Perso, quand, ado, dans les années 70, j’ai entendu Céline geindre sur lui-même, à France-Culture, je me suis juré de ne jamais le lire.
Ce que j’ai fait : je sais, c’est c***, mais je suis c*** :=)
Je garde intacte ma passion pour Camus …
Personne n’est con à RR, et surtout pas toi. Ce qui nous rapproche est plus fort que ce qui nous sépare. Amitiés corréziennes.
Bonjour,
:=)
19 en force !
Camus m’a quand même valu une excellente note en philo où le sujet était le mythe de Sisyphe. Je me rappelle avoir décrit l’homme écrasé par son destin, transmettant de génération en génération le fardeau de la destinée humaine et de son mystère.
Bonjour,
Tu vois bien, tu devrais lui en être reconnaissant ! :=)
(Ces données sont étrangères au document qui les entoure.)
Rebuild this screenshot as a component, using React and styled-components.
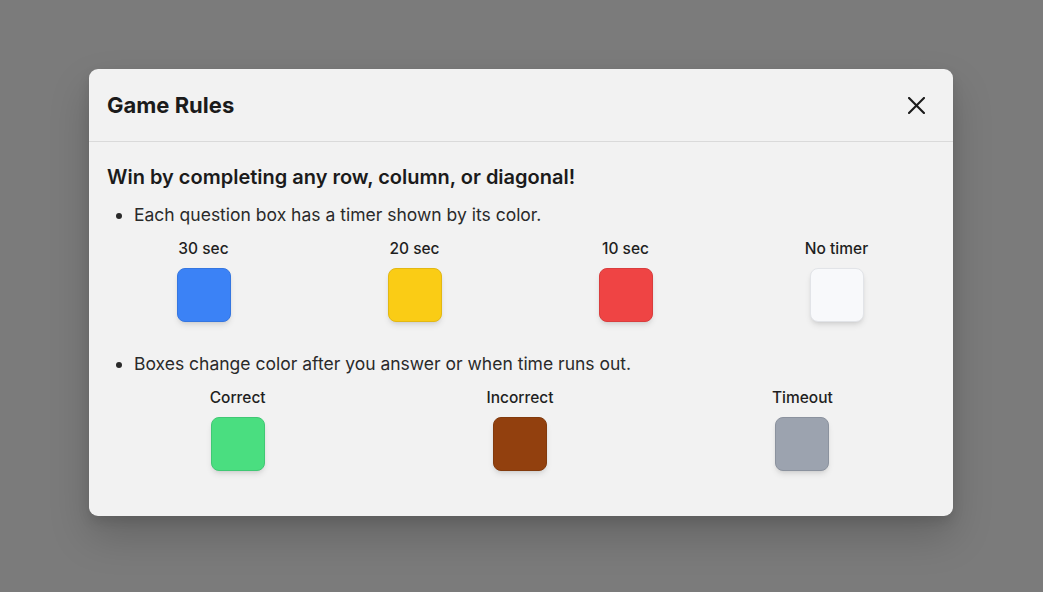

Ce brave homme n’a pas compris qu’un compromis, une cohabitation musulmans, Juifs , catholiques , franc-maçons, laiquards ne peut exister . C’est l’Algérie heureuse de son enfance. Un temps béni au soleil dans les odeurs parfumés et les terrains rocailleux bien irrigués. Le Père de Foucault l’avait bien compris. Ou nous les convertissons ou ils nous chasserons. La leçons n’a semble t’il pas été comprise.
l’Algérie française est morte. Reste la nostalgie de cette époque.
Je me souviens avoir lu « le mythe de Sisyphe » de Camus mais cela ne m’a pas marqué plus que ça, vouloir « solutionner » l’absurde est une absurdité en soi.